Mark Francis (b.1982, New Orleans, Louisiana) is a multi-disciplinary artist based in Houston, Texas. His work often addresses his own experience as a Black man, depicting his peers and himself in situations of vulnerability and humanity. Francis lays bare the preconceptions that surround Black men of his age. While intent on depicting joy through color and intimate renditions of his friend’s laughter, Francis also acknowledges the impact of racial a priori on his own mental health. Francis’ practice would not be his own without a playful and ever-evolving technical experimentation using drawing, collage, and painting.

Bradley Kerl (b. 1986, Beaumont, Texas) is a painter based in Houston, Texas. Kerl’s practice investigates methods of framing subjects through the medium and history of painting. Using an iterative approach, and often broadening his scope to the use of common occurrences - his own pocket supercomputer, the art classroom’s still-life, his children’s drawings, a sunset - Kerl’s paintings are a call and response of completely banal yet totally transcendent everyday moments. The paintings in this show, which depict bodies rather than faces, each shift the picture’s surface: one a traditional shadow-selfie on a flat, grassy walk, the other a glimpse of the artist on a pristine cafe door against a busy street. We see the artist move through his day, maybe a tourist, capturing the scenes that will later become paintings, and we see the process of selection and drafting that precedes the play of color and composition on the canvas.
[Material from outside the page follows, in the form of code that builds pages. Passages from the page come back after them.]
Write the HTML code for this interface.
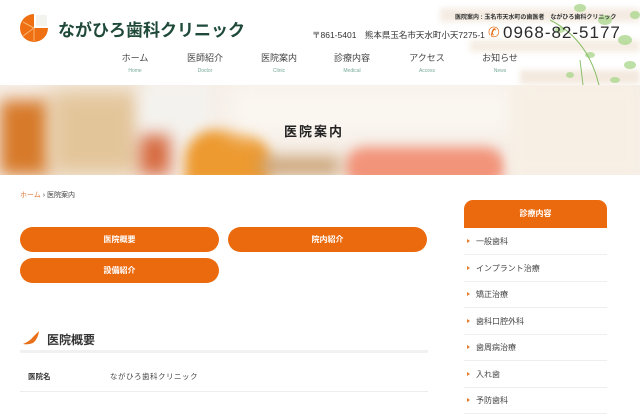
<!DOCTYPE html>
<html><head><meta charset="utf-8">
<style>
*{margin:0;padding:0;box-sizing:border-box}
body{width:640px;height:400px;overflow:hidden;background:#fff;font-family:"Liberation Sans","Noto Sans CJK JP",sans-serif;color:#333;position:relative}
.a{position:absolute;white-space:nowrap}
.nav{position:absolute;top:52px;text-align:center;width:70px;margin-left:-35px}
.nav b{display:block;font-weight:normal;font-size:9px;color:#444;line-height:12px}
.nav i{display:block;font-style:normal;font-size:5px;color:#7a9;line-height:8px;margin-top:3px}
.btn{position:absolute;height:25px;border-radius:13px;background:#eb6a0e;color:#fff;font-size:8px;font-weight:bold;text-align:center;line-height:25px;width:199px}
.si{position:absolute;left:464px;width:143px;height:27px;border-bottom:1px solid #eee;font-size:8px;color:#444;line-height:27px;padding-left:12px}
.si:before{content:"";position:absolute;left:3px;top:11px;border-left:3px solid #e87a2a;border-top:2.5px solid transparent;border-bottom:2.5px solid transparent}
</style></head><body>
<div class="a" style="left:430px;top:0;width:210px;height:180px;overflow:hidden">
 <div class="a" style="left:10px;top:8px;width:200px;height:14px;background:#f4ece2;filter:blur(3px)"></div>
 <div class="a" style="left:40px;top:40px;width:170px;height:12px;background:#f5ede3;filter:blur(3px)"></div>
 <div class="a" style="left:90px;top:70px;width:120px;height:14px;background:#f3e9de;filter:blur(3px)"></div>
 <svg class="a" style="left:0;top:0" width="210" height="180">
  <g fill="#a8d68a" opacity=".75">
   <ellipse cx="150" cy="8" rx="6" ry="4"/><ellipse cx="175" cy="20" rx="7" ry="5"/><ellipse cx="195" cy="40" rx="7" ry="5"/>
   <ellipse cx="130" cy="30" rx="5" ry="3"/><ellipse cx="200" cy="65" rx="6" ry="4"/><ellipse cx="160" cy="55" rx="5" ry="3"/>
   <ellipse cx="185" cy="80" rx="5" ry="3"/><ellipse cx="140" cy="75" rx="4" ry="3"/><ellipse cx="205" cy="15" rx="5" ry="4"/>
   <ellipse cx="175" cy="95" rx="3" ry="3"/><ellipse cx="150" cy="100" rx="3" ry="3"/><ellipse cx="152" cy="125" rx="3" ry="3"/>
   <ellipse cx="158" cy="140" rx="3" ry="3"/><ellipse cx="162" cy="110" rx="3" ry="3"/>
  </g>
  <path d="M120 20 Q160 40 170 90 M150 60 Q155 100 160 150" stroke="#8bbf6a" fill="none" stroke-width="1"/>
 </svg>
</div>
<svg class="a" style="left:19px;top:12px" width="30" height="32"><path d="M15 16 L15 2 A14 14 0 1 0 29 16 Z" fill="#ee7012"/><rect x="17" y="3" width="11" height="11" fill="#f4f4ee"/><path d="M15 16 L4 10 M15 16 L4 24 M15 16 L15 29" stroke="#fbb572" stroke-width="1"/></svg>
<div class="a" style="left:58px;top:16px;font-size:17px;font-weight:bold;color:#1f4a3a">ながひろ歯科クリニック</div>
<div class="a" style="left:455px;top:12px;font-size:6px;font-weight:bold;color:#333">医院案内 : 玉名市天水町の歯医者　ながひろ歯科クリニック</div>
<div class="a" style="left:312px;top:29px;font-size:8.5px;color:#333">〒861-5401　熊本県玉名市天水町小天7275-1</div>
<div class="a" style="left:488px;top:24px;font-size:14px;color:#e46a10">&#9990;</div>
<div class="a" style="left:503px;top:23px;font-size:17px;color:#2a2a2a;letter-spacing:1px">0968-82-5177</div>
<div class="nav" style="left:135px"><b>ホーム</b><i>Home</i></div>
<div class="nav" style="left:205px"><b>医師紹介</b><i>Doctor</i></div>
<div class="nav" style="left:279px"><b>医院案内</b><i>Clinic</i></div>
<div class="nav" style="left:352px"><b>診療内容</b><i>Medical</i></div>
<div class="nav" style="left:427px"><b>アクセス</b><i>Access</i></div>
<div class="nav" style="left:500px"><b>お知らせ</b><i>News</i></div>
<div class="a" style="left:0;top:85px;width:640px;height:90px;overflow:hidden;background:#f6efe8">
 <div class="a" style="left:0;top:15px;width:50px;height:75px;background:#d77a2a;filter:blur(8px)"></div>
 <div class="a" style="left:50px;top:5px;width:90px;height:85px;background:#e3c59a;filter:blur(10px)"></div>
 <div class="a" style="left:140px;top:0;width:70px;height:60px;background:#f4f2ee;filter:blur(8px)"></div>
 <div class="a" style="left:140px;top:50px;width:30px;height:40px;background:#d66a40;filter:blur(8px)"></div>
 <div class="a" style="left:185px;top:45px;width:85px;height:55px;border-radius:30px 30px 0 0;background:#ed9a30;filter:blur(6px)"></div>
 <div class="a" style="left:230px;top:0;width:300px;height:50px;background:#faf6f0;filter:blur(10px)"></div>
 <div class="a" style="left:345px;top:62px;width:160px;height:40px;border-radius:20px;background:#f2947a;filter:blur(6px)"></div>
 <div class="a" style="left:260px;top:72px;width:80px;height:18px;background:#c9a072;filter:blur(8px)"></div>
 <div class="a" style="left:510px;top:0;width:130px;height:90px;background:#f7efe4;filter:blur(6px)"></div>
</div>
<div class="a" style="left:284px;top:121px;font-size:13px;font-weight:bold;color:#222;letter-spacing:2px">医院案内</div>
<div class="a" style="left:20px;top:190px;font-size:7px;color:#444"><span style="color:#e07a3a">ホーム</span> › 医院案内</div>
<div class="btn" style="left:20px;top:227px">医院概要</div>
<div class="btn" style="left:228px;top:227px">院内紹介</div>
<div class="btn" style="left:20px;top:258px">設備紹介</div>
<svg class="a" style="left:22px;top:330px" width="18" height="15"><path d="M1 14 Q8 11 11 7 Q14 4 17 1 Q16 9 11 13 Q6 15 1 14 Z" fill="#e8701a"/></svg>
<div class="a" style="left:47px;top:331px;font-size:12px;font-weight:bold;color:#333">医院概要</div>
<div class="a" style="left:20px;top:350px;width:408px;height:3px;background:#f1f1f1"></div>
<div class="a" style="left:28px;top:371px;font-size:7.5px;font-weight:bold;color:#333">医院名</div>
<div class="a" style="left:110px;top:371px;font-size:7.5px;color:#444;letter-spacing:.5px">ながひろ歯科クリニック</div>
<div class="a" style="left:20px;top:391px;width:408px;height:1px;background:#eee"></div>
<div class="a" style="left:464px;top:200px;width:143px;height:28px;background:#eb6a0e;border-radius:9px 9px 0 0;color:#fff;font-size:8px;font-weight:bold;text-align:center;line-height:28px">診療内容</div>
<div class="si" style="top:228px">一般歯科</div>
<div class="si" style="top:255px">インプラント治療</div>
<div class="si" style="top:281px">矯正治療</div>
<div class="si" style="top:308px">歯科口腔外科</div>
<div class="si" style="top:334px">歯周病治療</div>
<div class="si" style="top:361px">入れ歯</div>
<div class="si" style="top:387px">予防歯科</div>
</body></html>
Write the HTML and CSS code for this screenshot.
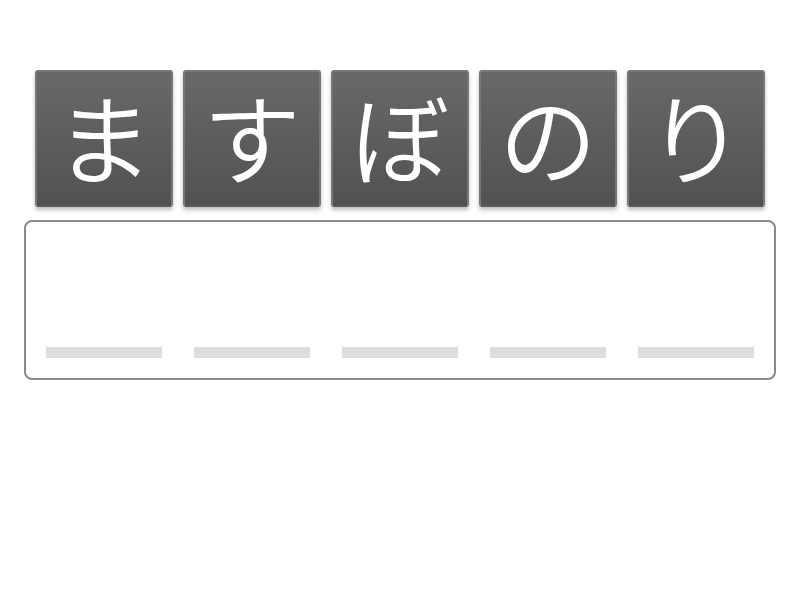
FILE: index.html
```html
<!DOCTYPE html>
<html lang="ja">
<head>
<meta charset="utf-8">
<link rel="stylesheet" href="styles.css">
</head>
<body>
<div class="page">
  <div class="tiles">
    <div class="tile">ま</div>
    <div class="tile">す</div>
    <div class="tile">ぼ</div>
    <div class="tile">の</div>
    <div class="tile">り</div>
  </div>
  <div class="answer">
    <div class="slot"></div>
    <div class="slot"></div>
    <div class="slot"></div>
    <div class="slot"></div>
    <div class="slot"></div>
  </div>
</div>
</body>
</html>
```
FILE: styles.css
```css
html, body {
  margin: 0;
  padding: 0;
  background: #fff;
}
.page {
  width: 800px;
  height: 600px;
  padding-top: 70px;
  box-sizing: border-box;
}
.tiles {
  display: flex;
  gap: 10px;
  padding-left: 35px;
}
.tile {
  width: 138px;
  height: 137px;
  box-sizing: border-box;
  border: 2px solid #777777;
  border-bottom-color: #5a5a5a;
  border-radius: 3px;
  background: linear-gradient(#686868, #525252);
  box-shadow: 0 3px 4px rgba(0,0,0,0.25);
  color: #fff;
  font-family: "Noto Sans CJK JP", sans-serif;
  font-weight: 350;
  font-size: 98px;
  line-height: 124px;
  text-align: center;
}
.answer {
  margin: 13px 0 0 24px;
  width: 752px;
  height: 160px;
  box-sizing: border-box;
  border: 2px solid #8a8a8a;
  border-radius: 8px;
  display: flex;
  align-items: flex-end;
  gap: 32px;
  padding: 0 0 20px 20px;
}
.slot {
  width: 116px;
  height: 11px;
  background: #dddddd;
}
```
In his painting we come to see the artist at work through his portraits in action.

Bruna Massadas (b. 1985, Rio de Janeiro, Brazil) is a painter based in Bozeman, Montana. Massadas approaches painting with a philosopher’s eye. Her transcendent landscapes, bursting with color, are as isolating as they are sublime. Massadas’ portraits depict elements of the self, like the make-up someone prepares with but without the body underneath it. Parts of the body melt away as she focuses on garish face paint and imagined personalities. The faces are mask-like yet the outward-facing persona takes on a life of its own. Like Freud’s multi-layered philosophy of the self, Massadas paints the multiple versions of the sitter in one image - she captures the shell that is projected to others along with the complex and self-conscious individual. She says, “if you removed [...] the body and all that was left was just the performance of the self, [these portraits are] what you would see.”
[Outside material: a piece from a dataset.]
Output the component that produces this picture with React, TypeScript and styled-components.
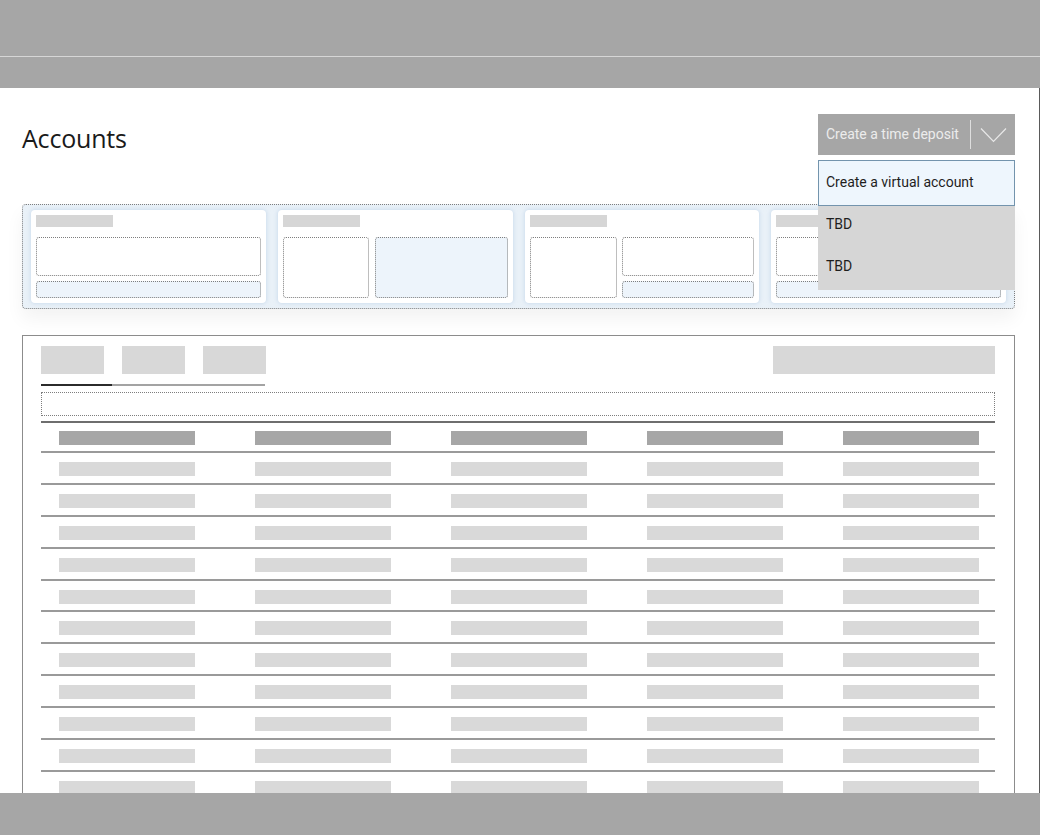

Preetika Rajgariah (b. 1985, New Delhi, India) lives and works in Houston, Texas. Rajgariah is known for her paintings using yoga mats as supports. Past bodies of work include performance; her paintings belie a long-standing interest in embodied experiences and finding meaning in the space of the self. Rajgariah’s paintings are often self-portraits replicating famous scenes from Bollywood. The artist poses her own body, sometimes standing in for multiple characters, significant for carrying her through a cultural upbringing emblematic of her native India. Using a method of painting and collaging heirloom saris, given to her by her mother and various aunties, Rajgariah made Empty yourself and let the universe fill you, a cut out and oversized double portrait. The two nude figures, pressed against each other front to back, have expressions of ecstasy that only a romantic embrace can elicit. The overlaying of herself onto momentous cultural moments automatically queers the image via the intimacy between two representations of women and the artist’s queer identity. In so doing, Rajgariah asserts and claims a place for herself in a culture that often denied her a sense of inclusion while growing up.
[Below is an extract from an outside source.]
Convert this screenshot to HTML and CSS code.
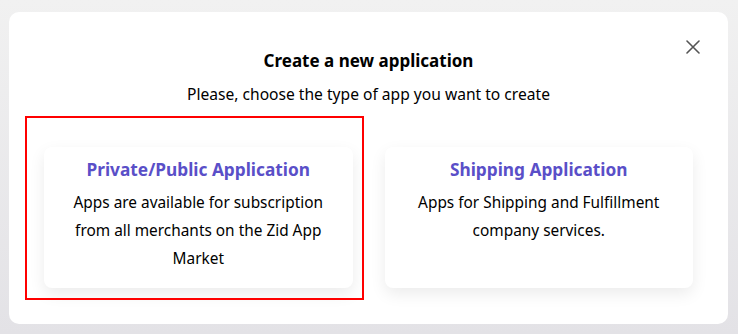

Nick Vaughan (b. 1983, Fort Collins, Colorado) and Jake Margolin (b. 1980, Berkeley, California) are Houston-based interdisciplinary artists. A married couple as well as an artistic collaborative, their life’s work is an ongoing series of fifty installations made in response to little-known queer histories from each state. Vaughan and Margolin’s practice extends to their own autobiographies and their navigation of the mantle of marriage - until 2015 a heteronormative institution. Their oval self-portraits are reminiscent of targets or modern day wanted posters, while each gradually combines Jake and Nick’s shadowy mugs. The dissolution of selfhood into the Couple that often bathes brides and grooms is targeted: marriage is an association, an alliance, but it’s often illustrated with such binding and weighty language as “ball and chain” - a negative and pervasive idea that many queer people cannot relate to. The oval form also recalls the tradition of family portraiture, passed down through generations. The gesture is a keen nod to family structures and the ways in which gayness can insert itself into them. 


Salle Werner Vaughn (b. 1939, Tyler, Texas) is a Houston icon and surrealist painter whose work is represented in the collections of the Metropolitan Museum of Art and Museum of Fine Arts, Houston. Vaughn is known for having converted several historical Houston bungalows into an immersive and magical installation called Harmonium. Her painting from the late 1960s is a ghastly yet striking portrait. Upon first glance the viewer might not see the figure, but as one continues to look, a ghostlike face with pointed ears, a skeletal smile, and piercing eyes with enlarged irises emerges as though through fog. The painting’s title, Promise, alludes to a guaranteed eternal life offered through faith in religious doctrines. This portrait seems to question whether eternal life is heavenly or haunting the earthly realm – or a union of both. An alternate title of the painting is The Politician’s Promise; here the artist makes obvious her observation of the world. She says: “I was born in East Texas the day that Hitler invaded Poland. I've been aware of conflict all my life with Korea, Vietnam, the Cuban missile crisis, Afghanistan... I think that all of this has motivated my work and I have the hope of bringing a space for peaceful contemplation.” Vaughn asks us to examine what is real, what illusory, and to find the overlaps where both are true.